### Provided information

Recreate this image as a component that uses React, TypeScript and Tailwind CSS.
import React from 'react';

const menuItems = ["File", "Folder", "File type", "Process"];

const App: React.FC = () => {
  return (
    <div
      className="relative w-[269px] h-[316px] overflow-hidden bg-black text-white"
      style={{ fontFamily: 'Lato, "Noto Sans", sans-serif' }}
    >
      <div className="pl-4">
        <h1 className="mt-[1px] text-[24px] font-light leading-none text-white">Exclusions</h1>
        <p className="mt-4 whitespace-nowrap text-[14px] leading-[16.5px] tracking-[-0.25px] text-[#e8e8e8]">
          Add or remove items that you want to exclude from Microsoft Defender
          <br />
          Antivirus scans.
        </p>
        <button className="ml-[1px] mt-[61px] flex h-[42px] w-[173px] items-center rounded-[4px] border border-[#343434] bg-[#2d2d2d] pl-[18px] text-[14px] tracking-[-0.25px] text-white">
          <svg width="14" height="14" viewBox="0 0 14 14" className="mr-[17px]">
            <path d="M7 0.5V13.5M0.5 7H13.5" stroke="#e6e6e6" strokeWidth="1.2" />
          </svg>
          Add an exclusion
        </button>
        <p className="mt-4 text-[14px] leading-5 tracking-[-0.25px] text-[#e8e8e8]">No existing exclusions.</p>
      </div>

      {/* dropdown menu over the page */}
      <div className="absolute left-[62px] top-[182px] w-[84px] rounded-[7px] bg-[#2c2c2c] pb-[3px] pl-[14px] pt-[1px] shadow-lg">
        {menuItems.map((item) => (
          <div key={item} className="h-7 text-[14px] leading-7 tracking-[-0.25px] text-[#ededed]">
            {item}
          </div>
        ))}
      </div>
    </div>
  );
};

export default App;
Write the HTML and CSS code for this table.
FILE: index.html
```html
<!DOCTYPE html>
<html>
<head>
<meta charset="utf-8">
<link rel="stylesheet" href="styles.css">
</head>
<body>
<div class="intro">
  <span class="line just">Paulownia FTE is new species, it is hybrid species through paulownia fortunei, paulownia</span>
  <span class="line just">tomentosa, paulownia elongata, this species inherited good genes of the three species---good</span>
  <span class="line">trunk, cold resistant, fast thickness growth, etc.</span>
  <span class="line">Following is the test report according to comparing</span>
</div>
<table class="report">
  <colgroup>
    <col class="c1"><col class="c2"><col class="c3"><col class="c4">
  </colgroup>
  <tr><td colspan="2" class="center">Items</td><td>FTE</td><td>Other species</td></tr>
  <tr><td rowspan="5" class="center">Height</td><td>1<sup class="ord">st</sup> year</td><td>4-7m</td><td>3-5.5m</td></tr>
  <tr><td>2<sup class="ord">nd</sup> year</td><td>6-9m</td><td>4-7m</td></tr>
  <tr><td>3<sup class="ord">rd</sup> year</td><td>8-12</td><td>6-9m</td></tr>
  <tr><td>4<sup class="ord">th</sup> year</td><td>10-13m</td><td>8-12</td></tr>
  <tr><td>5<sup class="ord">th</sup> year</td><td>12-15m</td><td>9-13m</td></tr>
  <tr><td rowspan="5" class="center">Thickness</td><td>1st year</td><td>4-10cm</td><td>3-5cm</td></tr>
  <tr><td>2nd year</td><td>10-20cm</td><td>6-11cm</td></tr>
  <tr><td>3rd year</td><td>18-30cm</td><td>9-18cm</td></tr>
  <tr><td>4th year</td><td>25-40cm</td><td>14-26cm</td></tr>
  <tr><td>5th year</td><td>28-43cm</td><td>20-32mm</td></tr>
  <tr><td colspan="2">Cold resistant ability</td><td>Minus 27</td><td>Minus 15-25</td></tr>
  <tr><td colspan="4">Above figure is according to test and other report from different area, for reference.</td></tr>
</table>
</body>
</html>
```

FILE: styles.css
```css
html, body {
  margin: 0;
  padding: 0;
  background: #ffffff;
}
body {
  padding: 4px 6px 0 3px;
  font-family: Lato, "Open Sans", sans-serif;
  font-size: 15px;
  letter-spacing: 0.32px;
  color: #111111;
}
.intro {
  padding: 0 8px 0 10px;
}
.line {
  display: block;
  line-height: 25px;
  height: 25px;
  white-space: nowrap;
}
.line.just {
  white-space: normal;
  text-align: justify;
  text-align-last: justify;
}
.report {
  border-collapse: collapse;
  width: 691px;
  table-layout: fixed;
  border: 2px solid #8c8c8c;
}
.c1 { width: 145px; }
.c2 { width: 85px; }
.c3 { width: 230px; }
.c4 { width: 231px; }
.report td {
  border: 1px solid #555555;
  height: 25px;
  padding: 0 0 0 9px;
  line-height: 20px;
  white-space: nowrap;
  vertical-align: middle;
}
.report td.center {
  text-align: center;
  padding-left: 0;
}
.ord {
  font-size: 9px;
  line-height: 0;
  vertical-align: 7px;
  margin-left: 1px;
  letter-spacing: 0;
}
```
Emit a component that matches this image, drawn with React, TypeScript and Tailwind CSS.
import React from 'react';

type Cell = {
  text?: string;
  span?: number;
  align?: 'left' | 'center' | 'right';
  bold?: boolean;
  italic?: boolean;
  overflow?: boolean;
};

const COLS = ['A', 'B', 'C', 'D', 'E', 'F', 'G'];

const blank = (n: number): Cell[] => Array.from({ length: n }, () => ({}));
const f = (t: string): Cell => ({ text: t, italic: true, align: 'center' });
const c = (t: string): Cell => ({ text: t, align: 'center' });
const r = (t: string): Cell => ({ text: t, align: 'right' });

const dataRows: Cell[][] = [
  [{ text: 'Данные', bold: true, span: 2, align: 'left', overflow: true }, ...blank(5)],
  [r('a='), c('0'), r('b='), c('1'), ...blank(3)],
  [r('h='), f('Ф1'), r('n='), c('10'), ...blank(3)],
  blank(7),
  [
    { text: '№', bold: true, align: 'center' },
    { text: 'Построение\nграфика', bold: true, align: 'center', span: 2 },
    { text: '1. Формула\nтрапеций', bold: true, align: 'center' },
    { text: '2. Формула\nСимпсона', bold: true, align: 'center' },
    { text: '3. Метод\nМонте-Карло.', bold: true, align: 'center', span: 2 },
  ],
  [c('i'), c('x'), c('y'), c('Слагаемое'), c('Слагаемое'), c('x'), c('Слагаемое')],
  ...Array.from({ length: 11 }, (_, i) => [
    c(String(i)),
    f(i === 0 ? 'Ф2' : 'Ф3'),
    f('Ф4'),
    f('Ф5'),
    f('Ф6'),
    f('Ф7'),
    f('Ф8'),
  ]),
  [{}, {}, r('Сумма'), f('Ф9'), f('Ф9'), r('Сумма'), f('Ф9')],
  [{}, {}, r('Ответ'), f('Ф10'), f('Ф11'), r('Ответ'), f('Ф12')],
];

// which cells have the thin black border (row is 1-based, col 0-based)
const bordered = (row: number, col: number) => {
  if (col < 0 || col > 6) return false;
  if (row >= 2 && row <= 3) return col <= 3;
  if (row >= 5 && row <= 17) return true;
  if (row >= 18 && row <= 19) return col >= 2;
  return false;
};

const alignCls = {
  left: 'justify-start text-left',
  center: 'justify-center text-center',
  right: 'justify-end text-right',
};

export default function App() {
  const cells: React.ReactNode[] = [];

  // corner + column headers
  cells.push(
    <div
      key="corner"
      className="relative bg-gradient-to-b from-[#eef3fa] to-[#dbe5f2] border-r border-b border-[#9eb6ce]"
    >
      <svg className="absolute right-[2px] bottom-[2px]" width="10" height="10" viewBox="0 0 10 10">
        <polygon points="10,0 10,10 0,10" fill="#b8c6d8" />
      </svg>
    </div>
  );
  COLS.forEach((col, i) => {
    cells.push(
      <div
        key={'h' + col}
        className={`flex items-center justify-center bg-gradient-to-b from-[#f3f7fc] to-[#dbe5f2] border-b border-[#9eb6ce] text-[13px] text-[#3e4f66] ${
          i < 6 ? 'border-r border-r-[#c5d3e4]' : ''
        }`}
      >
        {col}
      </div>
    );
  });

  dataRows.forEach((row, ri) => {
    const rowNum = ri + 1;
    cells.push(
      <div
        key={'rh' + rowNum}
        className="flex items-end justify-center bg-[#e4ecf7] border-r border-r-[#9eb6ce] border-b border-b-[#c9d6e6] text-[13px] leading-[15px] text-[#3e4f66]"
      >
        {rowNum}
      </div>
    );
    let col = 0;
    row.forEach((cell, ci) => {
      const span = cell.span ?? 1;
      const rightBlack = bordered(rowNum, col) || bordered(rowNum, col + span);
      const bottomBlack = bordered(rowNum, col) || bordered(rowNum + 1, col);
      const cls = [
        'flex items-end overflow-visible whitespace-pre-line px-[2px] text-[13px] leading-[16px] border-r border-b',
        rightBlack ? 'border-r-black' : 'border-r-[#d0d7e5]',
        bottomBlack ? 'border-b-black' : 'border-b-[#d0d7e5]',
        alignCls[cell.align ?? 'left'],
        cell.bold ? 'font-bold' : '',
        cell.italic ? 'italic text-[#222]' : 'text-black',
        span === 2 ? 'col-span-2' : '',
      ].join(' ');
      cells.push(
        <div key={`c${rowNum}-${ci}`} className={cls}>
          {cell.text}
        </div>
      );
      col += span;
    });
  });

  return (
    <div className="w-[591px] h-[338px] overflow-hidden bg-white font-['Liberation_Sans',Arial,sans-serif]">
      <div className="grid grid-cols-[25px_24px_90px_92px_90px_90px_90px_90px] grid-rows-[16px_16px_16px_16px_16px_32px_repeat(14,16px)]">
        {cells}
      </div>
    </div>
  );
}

######

§ **Work to be completed**
Everything from the line with "Emit a component" through the line with "const r = (t: string): Cell" is to be output exactly; leave out all other lines.

§ **Exercise result**
Emit a component that matches this image, drawn with React, TypeScript and Tailwind CSS.
import React from 'react';

type Cell = {
  text?: string;
  span?: number;
  align?: 'left' | 'center' | 'right';
  bold?: boolean;
  italic?: boolean;
  overflow?: boolean;
};

const COLS = ['A', 'B', 'C', 'D', 'E', 'F', 'G'];

const blank = (n: number): Cell[] => Array.from({ length: n }, () => ({}));
const f = (t: string): Cell => ({ text: t, italic: true, align: 'center' });
const c = (t: string): Cell => ({ text: t, align: 'center' });
const r = (t: string): Cell => ({ text: t, align: 'right' });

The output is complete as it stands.